Bingung-Lagi-Membingungkan
Thursday, June 30, 2005
Sewajarnya suratkabar raksasa, perubahan desain Kompas menuai banyak tanggapan. Pada hari pertama, 28 Juni 2005, saya mendengarkan wawancara Daniel Dhakidae, kepala penelitian dan pengembangan Kompas, di sebuah stasiun radio. Ia panjang lebar menuturkan alasan di balik perubahan itu. Sedikit filosofis, mungkin. Spirit perubahan, mengapa mesti berubah, apa arti perubahan, bla bla bla. Entahlah, rasanya Daniel seakan memaksakan perubahan ini diterima sebagai sebuah hal yang bagus. Mereka berfokus pada perubahan itu sendiri, bukan apa yang sesungguhnya dibawa perubahan itu.
Malamnya, Didot menanyakan komentar saya terhadap desain yang baru. Saya jawab, saya belum perhatikan benar, tapi yang mencolok adalah penggunaan byline pada beberapa artikel. Didot terus balas berkomentar. Dasar anak desain, yang dikomentari pun hanya desain. Dia bilang, Kompas terlalu terburu-buru. Masih banyak kurang disana-sini. "Coba lihat foto di halaman 22," katanya. "Nggak ada tulisannya."
Karima sih hanya berkomentar pendek. "Jadi aneh ya,"
Namun, esok harinya ada sebuah kritik yang menggelikan dari Agus Pambagio, Pondok Labu, di surat pembaca. Judulnya "Beda Artikel dan Advertorial". Saya gregetan sekali membacanya.

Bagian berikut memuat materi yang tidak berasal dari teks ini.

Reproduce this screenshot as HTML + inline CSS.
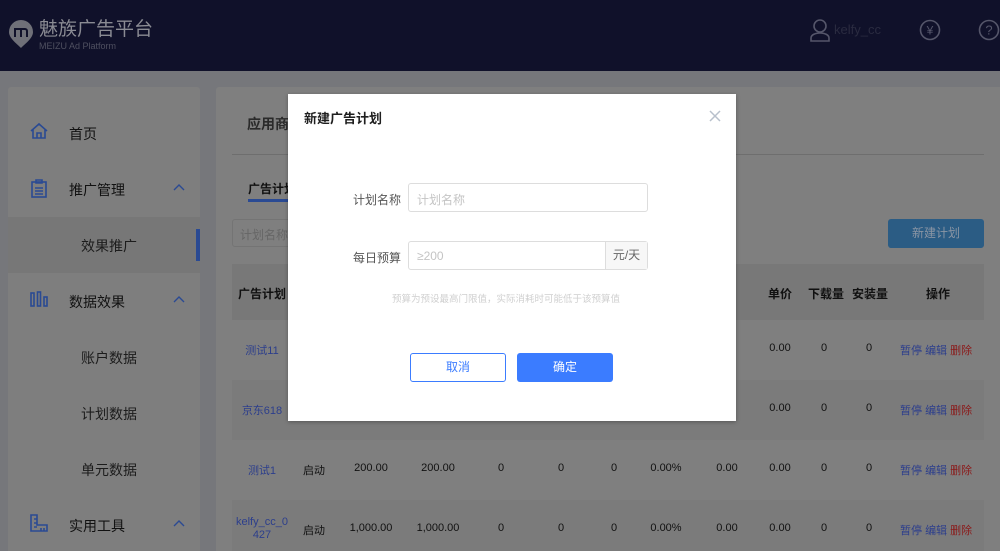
<!DOCTYPE html>
<html style="width:1000px;height:551px;overflow:hidden"><head><meta charset="utf-8"><style>
*{margin:0;padding:0;box-sizing:border-box}
body{width:1000px;height:551px;overflow:hidden;position:relative;background:#76777b;font-family:"Liberation Sans","Noto Sans CJK SC",sans-serif;color:#111}
.a{position:absolute}
.hdr{left:0;top:0;width:1000px;height:71px;background:#10112a}
.side{left:8px;top:87px;width:192px;height:464px;background:#7e7e7e;border-radius:3px 3px 0 0}
.main{left:216px;top:87px;width:784px;height:464px;background:#7f7f7f;border-radius:3px 0 0 0}
.nav{font-size:14px;color:#111}
.sub{font-size:14px;color:#1c1c1c}
.td{font-size:11px;color:#111;text-align:center;position:absolute}
.lk{color:#2c3e8c}
.modal{left:288px;top:94px;width:448px;height:327px;background:#fff;box-shadow:0 1px 4px rgba(0,0,0,.3)}
</style></head><body>
<div class="a hdr"></div>
<svg class="a" style="left:8px;top:19px" width="26" height="30" viewBox="0 0 26 30"><path d="M13 1a12 12 0 0 1 12 12c0 6-7 11-12 16C8 24 1 19 1 13A12 12 0 0 1 13 1z" fill="#6f7078"/><path d="M7 18v-8h10a2 2 0 0 1 2 2v6M13 10v8" stroke="#10112a" stroke-width="2" fill="none"/></svg>
<div class="a" style="left:39px;top:19px;font-size:19px;line-height:22px;color:#8a8b93">魅族广告平台</div>
<div class="a" style="left:39px;top:41px;font-size:9px;line-height:10px;color:#4f5060">MEIZU Ad Platform</div>
<svg class="a" style="left:809px;top:18px" width="22" height="24" viewBox="0 0 22 24" fill="none" stroke="#55566a" stroke-width="1.6"><circle cx="11" cy="8" r="6"/><path d="M2 23v-3c0-3 4-5 9-5s9 2 9 5v3z"/></svg>
<div class="a" style="left:834px;top:22px;font-size:13px;line-height:15px;color:#2a2b40">kelfy_cc</div>
<svg class="a" style="left:919px;top:19px" width="22" height="22"><circle cx="11" cy="11" r="9.5" fill="none" stroke="#55566a" stroke-width="1.6"/><text x="11" y="15.5" text-anchor="middle" font-size="12" fill="#55566a" font-family="Liberation Sans">¥</text></svg>
<svg class="a" style="left:978px;top:19px" width="22" height="22"><circle cx="11" cy="11" r="9.5" fill="none" stroke="#55566a" stroke-width="1.6"/><text x="11" y="15.5" text-anchor="middle" font-size="13" fill="#55566a" font-family="Liberation Sans">?</text></svg>

<div class="a side"></div>
<svg class="a" style="left:30px;top:122px" width="18" height="18" viewBox="0 0 18 18" fill="none" stroke="#2a4a93" stroke-width="1.6"><path d="M1 9L9 2l8 7M3 7v9h12V7M7 16v-5h4v5"/></svg>
<div class="a nav" style="left:69px;top:124px">首页</div>
<svg class="a" style="left:30px;top:179px" width="18" height="19" viewBox="0 0 18 19" fill="none" stroke="#2a4a93" stroke-width="1.6"><rect x="2" y="3" width="14" height="15"/><path d="M6 1h6v3H6zM5 9h8M5 12h8M5 15h8"/></svg>
<div class="a nav" style="left:69px;top:180px">推广管理</div>
<svg class="a" style="left:173px;top:184px" width="12" height="7" fill="none" stroke="#2a4a93" stroke-width="1.4"><path d="M1 6l5-5 5 5"/></svg>
<div class="a" style="left:8px;top:217px;width:192px;height:56px;background:#777"></div>
<div class="a" style="left:196px;top:229px;width:4px;height:32px;background:#2a4a93"></div>
<div class="a sub" style="left:81px;top:236px">效果推广</div>
<svg class="a" style="left:30px;top:291px" width="18" height="16" fill="none" stroke="#2a4a93" stroke-width="1.6"><rect x="1" y="2" width="3" height="13"/><rect x="7.5" y="1" width="3" height="14"/><rect x="14" y="6" width="3" height="9"/></svg>
<div class="a nav" style="left:69px;top:292px">数据效果</div>
<svg class="a" style="left:173px;top:296px" width="12" height="7" fill="none" stroke="#2a4a93" stroke-width="1.4"><path d="M1 6l5-5 5 5"/></svg>
<div class="a sub" style="left:81px;top:348px">账户数据</div>
<div class="a sub" style="left:81px;top:404px">计划数据</div>
<div class="a sub" style="left:81px;top:460px">单元数据</div>
<svg class="a" style="left:30px;top:514px" width="18" height="18" fill="none" stroke="#2a4a93" stroke-width="1.6"><path d="M1 1v16h16v-6H7V1zM4 5h3M4 9h3M4 13h3M11 14v3M14 14v3"/></svg>
<div class="a nav" style="left:69px;top:516px">实用工具</div>
<svg class="a" style="left:173px;top:520px" width="12" height="7" fill="none" stroke="#2a4a93" stroke-width="1.4"><path d="M1 6l5-5 5 5"/></svg>

<div class="a main"></div>
<div class="a" style="left:247px;top:114px;font-size:14px;font-weight:bold;color:#2a2a2a">应用商店</div>
<div class="a" style="left:232px;top:154px;width:752px;height:1px;background:#6e6e6e"></div>
<div class="a" style="left:248px;top:180px;font-size:12px;font-weight:bold">广告计划</div>
<div class="a" style="left:248px;top:199px;width:45px;height:3px;background:#2a4a93"></div>
<div class="a" style="left:232px;top:219px;width:80px;height:28px;border:1px solid #747474;border-radius:3px;font-size:12px;color:#666;padding:6px 7px">计划名称</div>
<div class="a" style="left:888px;top:219px;width:96px;height:29px;background:#2b5c84;border-radius:3px;color:#8a95a4;font-size:12px;text-align:center;line-height:29px">新建计划</div>
<div class="a" style="left:232px;top:264px;width:752px;height:56px;background:#787878"></div>
<div class="a" style="left:232px;top:380px;width:752px;height:60px;background:#7b7b7b"></div>
<div class="a" style="left:232px;top:500px;width:752px;height:51px;background:#7b7b7b"></div>
<div class="td" style="left:232px;top:285px;width:60px;font-weight:bold;font-size:12px">广告计划</div>
<div class="td" style="left:756px;top:285px;width:48px;font-weight:bold;font-size:12px">单价</div>
<div class="td" style="left:802px;top:285px;width:48px;font-weight:bold;font-size:12px">下载量</div>
<div class="td" style="left:846px;top:285px;width:48px;font-weight:bold;font-size:12px">安装量</div>
<div class="td" style="left:908px;top:285px;width:60px;font-weight:bold;font-size:12px">操作</div>

<div class="td lk" style="left:232px;top:342px;width:60px">测试11</div>
<div class="td lk" style="left:232px;top:402px;width:60px">京东618</div>
<div class="td lk" style="left:232px;top:462px;width:60px">测试1</div>
<div class="td lk" style="left:232px;top:516px;width:60px;line-height:13px">kelfy_cc_0<br>427</div>

<div class="td" style="left:296px;top:462px;width:36px">启动</div>
<div class="td" style="left:296px;top:522px;width:36px">启动</div>
<div class="td" style="left:345px;top:462px;width:52px">200.00</div>
<div class="td" style="left:345px;top:522px;width:52px">1,000.00</div>
<div class="td" style="left:412px;top:462px;width:52px">200.00</div>
<div class="td" style="left:412px;top:522px;width:52px">1,000.00</div>
<div class="td" style="left:490px;top:462px;width:22px">0</div><div class="td" style="left:490px;top:522px;width:22px">0</div>
<div class="td" style="left:550px;top:462px;width:22px">0</div><div class="td" style="left:550px;top:522px;width:22px">0</div>
<div class="td" style="left:603px;top:462px;width:22px">0</div><div class="td" style="left:603px;top:522px;width:22px">0</div>
<div class="td" style="left:644px;top:462px;width:44px">0.00%</div><div class="td" style="left:644px;top:522px;width:44px">0.00%</div>
<div class="td" style="left:707px;top:462px;width:40px">0.00</div><div class="td" style="left:707px;top:522px;width:40px">0.00</div>
<div class="td" style="left:760px;top:342px;width:40px">0.00</div><div class="td" style="left:760px;top:402px;width:40px">0.00</div><div class="td" style="left:760px;top:462px;width:40px">0.00</div><div class="td" style="left:760px;top:522px;width:40px">0.00</div>
<div class="td" style="left:814px;top:342px;width:20px">0</div><div class="td" style="left:814px;top:402px;width:20px">0</div><div class="td" style="left:814px;top:462px;width:20px">0</div><div class="td" style="left:814px;top:522px;width:20px">0</div>
<div class="td" style="left:859px;top:342px;width:20px">0</div><div class="td" style="left:859px;top:402px;width:20px">0</div><div class="td" style="left:859px;top:462px;width:20px">0</div><div class="td" style="left:859px;top:522px;width:20px">0</div>
<div class="td" style="left:900px;top:342px;width:80px;text-align:left"><span class="lk">暂停</span> <span class="lk">编辑</span> <span style="color:#8b1a1a">删除</span></div>
<div class="td" style="left:900px;top:402px;width:80px;text-align:left"><span class="lk">暂停</span> <span class="lk">编辑</span> <span style="color:#8b1a1a">删除</span></div>
<div class="td" style="left:900px;top:462px;width:80px;text-align:left"><span class="lk">暂停</span> <span class="lk">编辑</span> <span style="color:#8b1a1a">删除</span></div>
<div class="td" style="left:900px;top:522px;width:80px;text-align:left"><span class="lk">暂停</span> <span class="lk">编辑</span> <span style="color:#8b1a1a">删除</span></div>

<div class="a modal">
 <div class="a" style="left:16px;top:14px;font-size:13px;font-weight:bold;color:#1f1f1f">新建广告计划</div>
 <svg class="a" style="left:421px;top:16px" width="12" height="12" stroke="#b8c0cc" stroke-width="1.5"><path d="M1 1l10 10M11 1L1 11"/></svg>
 <div class="a" style="left:65px;top:97px;font-size:12px;color:#555">计划名称</div>
 <div class="a" style="left:120px;top:89px;width:240px;height:29px;border:1px solid #ddd;border-radius:3px;font-size:12px;color:#c4c4c4;padding:7px 8px">计划名称</div>
 <div class="a" style="left:65px;top:155px;font-size:12px;color:#555">每日预算</div>
 <div class="a" style="left:120px;top:147px;width:240px;height:29px;border:1px solid #ddd;border-radius:3px;font-size:12px;color:#c4c4c4;padding:7px 8px">≥200</div>
 <div class="a" style="left:317px;top:148px;width:42px;height:27px;background:#f7f7f7;border-left:1px solid #ddd;font-size:12px;color:#666;text-align:center;line-height:27px">元/天</div>
 <div class="a" style="left:104px;top:197px;font-size:9.5px;color:#d0d0d0">预算为预设最高门限值，实际消耗时可能低于该预算值</div>
 <div class="a" style="left:122px;top:259px;width:96px;height:29px;border:1px solid #3b7cff;border-radius:3px;font-size:12px;color:#3b7cff;text-align:center;line-height:27px">取消</div>
 <div class="a" style="left:229px;top:259px;width:96px;height:29px;background:#3b7cff;border-radius:3px;font-size:12px;color:#fff;text-align:center;line-height:29px">确定</div>
</div>
</body></html>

Garis-garis tipis di Kompas desain baru, memang membentang lebih banyak. Masing-masing artikel dipisahkan dari tetangganya. Saya tak tahu dampaknya dari segi estetika dan desain (mungkin kita bisa tanya Didot) tetapi menurut saya, itu sebuah hal bagus serta tidak bikin bingung. Terutama, garis yang melintang antara iklan dan berita. Itu adalah simbol prinsip pagar api (firewall). Prinsip yang memisahkan berita dari iklan. Berita ya berita, iklan ya iklan.
Buat saya, adanya garis pemisah justru memberitahu mana daerah berita, mana daerah iklan.
Kategorisasi artikel yang ditulis Agus juga menggelikan. Setahu saya, ragam tulisan itu straight news, feature, kolom/opini, dan sastrawi (naratif). Tidak pernah saya dengar "advertorial atau bukan".
Advertorial, mengutip Mas Andreas, adalah sesuatu yang bertentangan dengan prinsip pagar api tadi. Dia adalah tulisan yang mempromosikan sesuatu. Bisa dibuat oleh pihak pengiklan, bisa juga oleh redaksi. Kebanyakan advertorial ditulis dengan jenis huruf sama dengan berita, sehingga seolah-olah iklan ini berita. Maklum, advertorial berakar dari dua istilah; advertisement dan editorial. Kalau firewall berupaya memisahkan berita dan iklan, advertorial justru mengawinkan silang keduanya!
Agak ngelantur sedikit ya. Irfan dan saya pernah berdebat sengit gara-gara advertorial ini. Kami waktu itu menerima iklan dalam bentuk tulisan, dan saya minta dicantumkan tulisan "iklan" kecil saja di atasnya -- biar pembaca tahu bahwa itu iklan. Tapi Irfan tak setuju.
"Fan, space kita kan udah dibeli sama dia, kalo gitu itu iklan,"
"Tapi kalo iklan itu biasanya gambar. Kalo yang tulisan gini, namanya advertorial,"
"Advertorial itu apa? Berita ya berita, iklan ya iklan,"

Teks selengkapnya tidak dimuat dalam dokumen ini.